Wednesday, July 24, 2013


July 23, 2013
Meadowbrook Road, but not for long

A man is rich
in proportion to the number of things 
which he can afford to let alone.
   HDT Walden, “Where I Lived and What I Lived For”

For the next couple of weeks, things will be pretty busy for me – we are moving !
A month ago, we had no such plans, but life sends you on little detours sometimes.
It’s just a local move, and to a nicer apartment, so it’s a positive thing. 

However, when it’s time to pack things up, THAT’S when you realize how much dust and clutter is in your life.
My mom, who lives with me, is pretty much ready to go. She is a good example for me, as she has ever been.

For me, it's been like going on an archaeological dig.
I’ve been in this apartment for twelve years, and am finding things I didn’t know I had.
Today I found some rocks in a bookshelf – picked up and toted home from some important pilgrimage -- or maybe they were from just up the road -- but I have forgotten just where each came from. Time to set them free !

In the past two weeks, I have been getting rid of things, recycling what I can – to friends, to charities, or straight to the trash. It feels great to do so.

Despite my efforts, there is still an awful lot of stuff that I feel I cannot live without.
There is a whole bookcase full of Thoreauviana to move, enough to fill five boxes worth of irony.

I’ll be here for another two weeks, weeding out what I can, so as to not tax the kindness of friends who will be helping to lug the smaller boxes across town. At the last, we'll be hiring help to carry the furniture on moving day. 
A copy of Walden rests on the night-table – it wouldn’t fit in the last box.

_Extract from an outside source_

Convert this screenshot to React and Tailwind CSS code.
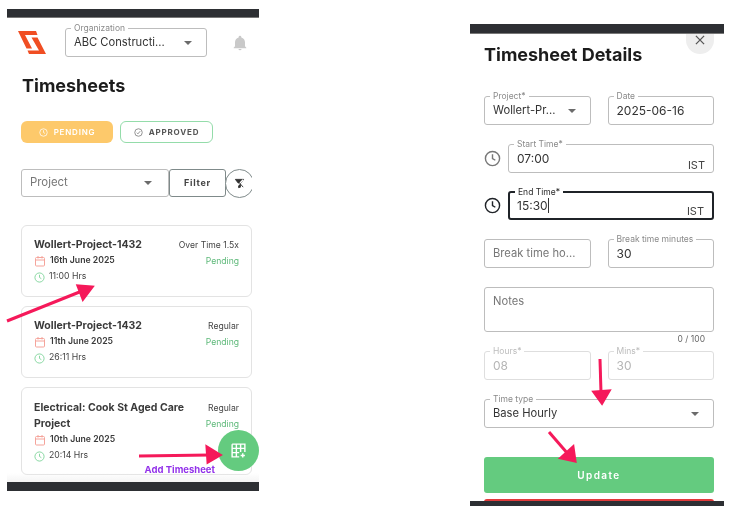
const font = { fontFamily: '"Inter", "Noto Sans", sans-serif' };

function Caret() {
  return <span className="mr-[6px] h-0 w-0 shrink-0 border-x-[4px] border-t-[4px] border-x-transparent border-t-[#6b6b6b]" />;
}

function Field({ label, value, placeholder, caret, suffix, active, disabled, numeric, className = "" }) {
  const border = active
    ? "border-2 border-[#1f2328]"
    : disabled
      ? "border border-[#dedede]"
      : "border border-[#bdbdbd]";
  const size = numeric ? "text-[12px]" : "text-[11.2px]";
  return (
    <div className={`relative flex h-[29px] items-center rounded-[3px] ${active ? "px-[7px]" : "px-2"} ${border} ${className}`}>
      {label && (
        <span className={`absolute -top-[6px] left-[5px] bg-white px-[3px] text-[8.5px] leading-[10px] ${active ? "text-[#2a2a2a]" : disabled ? "text-[#bdbdbd]" : "text-[#8a8a8a]"}`}>
          {label}
        </span>
      )}
      <span className={`flex-1 truncate ${size} ${placeholder ? "text-[#777]" : disabled ? "text-[#b5b5b5]" : "text-[#333]"}`}>
        {value || placeholder}
      </span>
      {caret && <Caret />}
      {suffix && <span className="absolute -bottom-px right-2 text-[11px] text-[#444]">{suffix}</span>}
    </div>
  );
}

function ClockIcon({ className }) {
  return (
    <svg viewBox="0 0 24 24" fill="none" stroke="currentColor" strokeWidth="2" className={className}>
      <circle cx="12" cy="12" r="10" />
      <path d="M12 6v6l4 2.5" />
    </svg>
  );
}

function CalendarIcon() {
  return (
    <svg viewBox="0 0 24 24" fill="none" stroke="#f5a49b" strokeWidth="2" className="h-[12px] w-[12px]">
      <rect x="3" y="5" width="18" height="17" rx="2" />
      <path d="M3 10h18M8 2v5M16 2v5" />
    </svg>
  );
}

function Card({ title, date, hours, type, className = "" }) {
  return (
    <div className={`flex justify-between gap-2 rounded-[6px] border border-[#e3e3e3] bg-white pl-3 pr-3 ${className}`}>
      <div>
        <div className="text-[10.5px] font-bold leading-4 text-[#3a3a3a]">{title}</div>
        <div className="flex h-4 items-center gap-[4px] text-[8.7px] font-semibold text-[#3a3a3a]">
          <CalendarIcon />
          {date}
        </div>
        <div className="flex h-4 items-center gap-[4px] text-[8.7px] text-[#444]">
          <ClockIcon className="h-[11px] w-[11px] text-[#7fd49a]" />
          {hours}
        </div>
      </div>
      <div className="shrink-0 text-right text-[8.6px] leading-4">
        <div className="text-[#444]">{type}</div>
        <div className="text-[#5cb878]">Pending</div>
      </div>
    </div>
  );
}

export default function App() {
  return (
    <div className="relative flex h-[530px] w-[740px] items-start gap-[211px] overflow-hidden bg-white pl-[7px] blur-[0.3px]" style={font}>
      {/* list screen */}
      <div className="relative mt-[9px] h-[482px] w-[252px] overflow-hidden">
        <div className="h-[9px] border-b border-[#777] bg-[#2d2f33]" />
        <div className="mt-[10px] flex items-center pl-[11px]">
          <svg viewBox="0 0 28 23" className="h-[23px] w-[28px]">
            <path d="M0 0H18L19.5 4H7L14 17.5H8.5Z" fill="#f04e23" />
            <path d="M28 23H11L9.5 19.5H21L13.5 6.5H19.5Z" fill="#f04e23" />
          </svg>
          <div className="ml-[19px] w-[142px]">
            <Field label="Organization" value="ABC Constructi..." caret />
          </div>
          <svg viewBox="0 0 24 24" fill="#c9c9c9" className="ml-[25px] h-[16px] w-[16px]">
            <path d="M12 23a2.5 2.5 0 0 0 2.4-2h-4.8a2.5 2.5 0 0 0 2.4 2Zm7.5-6v-6c0-3.6-2-6.6-5.5-7.4V3a2 2 0 0 0-4 0v.6C6.5 4.4 4.5 7.4 4.5 11v6l-2 2v1h19v-1Z" />
          </svg>
        </div>

        <h1 className="ml-[15px] mt-[17px] text-[18px] font-bold leading-6 text-[#1c1c1c]">Timesheets</h1>

        <div className="ml-[14px] mt-[23px] flex gap-[7px]">
          <div className="flex h-[22px] w-[92px] items-center justify-center gap-[6px] rounded-[6px] bg-[#fdc96b] text-[8px] font-semibold tracking-[0.1em] text-white">
            <ClockIcon className="h-[9px] w-[9px]" />
            PENDING
          </div>
          <div className="flex h-[22px] w-[93px] items-center justify-center gap-[6px] rounded-[6px] border border-[#94dcaa] text-[8px] font-bold tracking-[0.1em] text-[#555]">
            <svg viewBox="0 0 24 24" fill="none" stroke="#888" strokeWidth="2.4" className="h-[9px] w-[9px]">
              <circle cx="12" cy="12" r="10" />
              <path d="M7.5 12.5l3 3 6-7" />
            </svg>
            APPROVED
          </div>
        </div>

        <div className="ml-[14px] mt-[26px] flex w-[231px] items-start overflow-hidden">
          <div className="flex h-[28px] w-[148px] shrink-0 items-center justify-between rounded-[3px] border border-[#bdbdbd] pl-2 pr-[10px] text-[11.4px] text-[#777]">
            Project
            <Caret />
          </div>
          <div className="flex h-[28px] w-[57px] shrink-0 items-center justify-center rounded-[3px] border border-[#7f8a8a] text-[9px] font-bold tracking-[0.08em] text-[#444]">
            Filter
          </div>
          <div className="-ml-px flex h-[29px] w-[29px] shrink-0 items-center justify-center rounded-full border border-[#7f8a8a] bg-white">
            <svg viewBox="0 0 24 24" className="h-[11px] w-[11px]" fill="#333" stroke="#333" strokeWidth="2">
              <path d="M3 3h18l-7 9v8l-4 1v-9Z" />
              <path d="M4 20L20 4" stroke="#fff" strokeWidth="3" />
              <path d="M6 4l14 16" fill="none" />
            </svg>
          </div>
        </div>

        <div className="ml-[14px] mt-[27px] flex w-[231px] flex-col gap-[9px]">
          <Card className="h-[72px] pt-[11px]" title="Wollert-Project-1432" date="16th June 2025" hours="11:00 Hrs" type="Over Time 1.5x" />
          <Card className="h-[72px] pt-[11px]" title="Wollert-Project-1432" date="11th June 2025" hours="26:11 Hrs" type="Regular" />
          <Card className="h-[88px] pt-[12px]" title={<>Electrical: Cook St Aged Care<br />Project</>} date="10th June 2025" hours="20:14 Hrs" type="Regular" />
        </div>

        <div className="absolute bottom-0 left-0 right-0 h-[9px] bg-[#2d2f33]" />
        <div className="absolute bottom-[9px] left-0 right-0 h-[9px] bg-gradient-to-b from-transparent to-[#f4f4f4]" />
        <div className="absolute bottom-[15px] right-[44px] text-[9.5px] font-bold leading-3 text-[#9333ea]">Add Timesheet</div>
        <div className="absolute bottom-[20px] right-0 flex h-[41px] w-[41px] items-center justify-center rounded-full bg-[#64cb7f]">
          <svg viewBox="0 0 24 24" fill="none" stroke="#fff" strokeWidth="2" className="h-[17px] w-[17px]">
            <path d="M3 3h18v11M3 3v18h10M3 9h18M3 15h10M9 3v18M15 3v11M18 16v6M15 19h6" />
          </svg>
        </div>
      </div>

      {/* details screen */}
      <div className="relative mt-[24px] h-[482px] w-[254px] overflow-hidden">
        <div className="h-[10px] border-b border-[#777] bg-[#2d2f33]" />
        <div className="absolute right-[10px] top-[10px] flex h-[20px] w-[28px] items-start justify-center rounded-b-[14px] bg-[#eeeeee] text-[#555]">
          <svg viewBox="0 0 24 24" fill="none" stroke="currentColor" strokeWidth="2.2" className="-mt-px h-[14px] w-[14px]">
            <path d="M5 5l14 14M19 5L5 19" />
          </svg>
        </div>
        <div className="pl-[14px] pr-[10px]">
          <h1 className="mt-[9px] text-[18px] font-bold leading-6 text-[#1c1c1c]">Timesheet Details</h1>

          <div className="mt-[29px] flex flex-col gap-[19px]">
            <div className="grid grid-cols-2 gap-[17px]">
              <Field label="Project*" value="Wollert-Pr..." caret />
              <Field numeric label="Date" value="2025-06-16" />
            </div>
            <div className="flex items-center gap-[7px]">
              <ClockIcon className="h-[17px] w-[17px] text-[#777]" />
              <Field numeric className="flex-1" label="Start Time*" value="07:00" suffix="IST" />
            </div>
            <div className="-mt-px flex items-center gap-[7px]">
              <ClockIcon className="h-[17px] w-[17px] text-[#1f2328]" />
              <Field numeric className="flex-1" active label="End Time*" value={<>15:30<span className="border-l border-[#333]" /></>} suffix="IST" />
            </div>
            <div className="grid grid-cols-2 gap-[17px]">
              <Field placeholder="Break time ho..." />
              <Field numeric label="Break time minutes" value="30" />
            </div>
            <div>
              <div className="h-[45px] rounded-[3px] border border-[#bdbdbd] px-2 pt-[5px] text-[11.2px] text-[#777]">Notes</div>
              <div className="mt-[1px] pr-[9px] text-right text-[8.5px] leading-[12px] text-[#666]">0 / 100</div>
            </div>
          </div>

          <div className="mt-[6px] grid grid-cols-2 gap-[17px]">
            <Field numeric disabled label="Hours*" value="08" />
            <Field numeric disabled label="Mins*" value="30" />
          </div>
          <div className="mt-[19px]">
            <Field label="Time type" value="Base Hourly" caret />
          </div>

          <div className="mt-[29px] flex h-[36px] items-center justify-center rounded-[3px] bg-[#64cb7f] text-[10px] font-semibold tracking-[0.14em] text-white">
            Update
          </div>
          <div className="mt-[6px] h-[6px] rounded-t-[3px] bg-[#e03a3a]" />
        </div>
        <div className="absolute left-0 right-0 top-[477px] h-[5px] bg-[#2d2f33]" />
      </div>

      {/* annotation arrows drawn on top of the screenshots */}
      <svg className="pointer-events-none absolute left-0 top-0" width="740" height="530" viewBox="0 0 740 530">
        <g stroke="#f5195a" strokeWidth="3" fill="#f5195a">
          <path d="M7 321L82 291" />
          <path d="M92 287L78 286L83 299Z" />
          <path d="M139 456L210 455" />
          <path d="M220 455L207 447L208 462Z" />
          <path d="M600 359L601 393" />
          <path d="M602 403L594 392L609 391Z" />
          <path d="M549 432L568 454" />
          <path d="M575 461L561 458L573 447Z" />
        </g>
      </svg>
    </div>
  );
}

I had three pieces of limestone on my desk,
but I was terrified to find
that they required to be dusted daily,
when the furniture of my mind was all undusted still,
and threw them out the window in disgust.
   HDT Walden, “Economy”

Thursday, July 18, 2013

Only a Hat

Mid-July, 2013
Meadowbrook Road, Queensbury NY

We are in the middle of a heat wave, a normal mid-summer occurrence in this part of the Northeast. They usually last for 3 or 4 days, but this weather has gone on all week without a break.
When I arrived home from work last night – at 11:30 p.m. – it was 82 degrees
I had stepped outside for a break at eight o’clock, and was amazed to hear cicadas up in the trees, lazily zzz’ing to each other in the thick-aired twilight.
It is a high-noon sound that makes me think of days long ago, 
swimming in a shallow river to cool off.

It gets plenty hot this time of year in Concord, too. Even back in Henry's time.
Bear in mind that in those days, there was no indoor plumbing.
Men would go bathe in the river on summer mornings – some of them more regularly than others. Thoreau knew some old farmers who avoided water at all costs.
Only young boys played in the river.
Lord knows what women did to cool off, being draped in yards of fabric, and for them, going for a swim was not even an option.
Proper male attire, even on the hottest days, included a hat, long sleeves, a high collar and a neck-cloth.
Whew ! I'm roasting just thinking of that. Time to walk over by the river.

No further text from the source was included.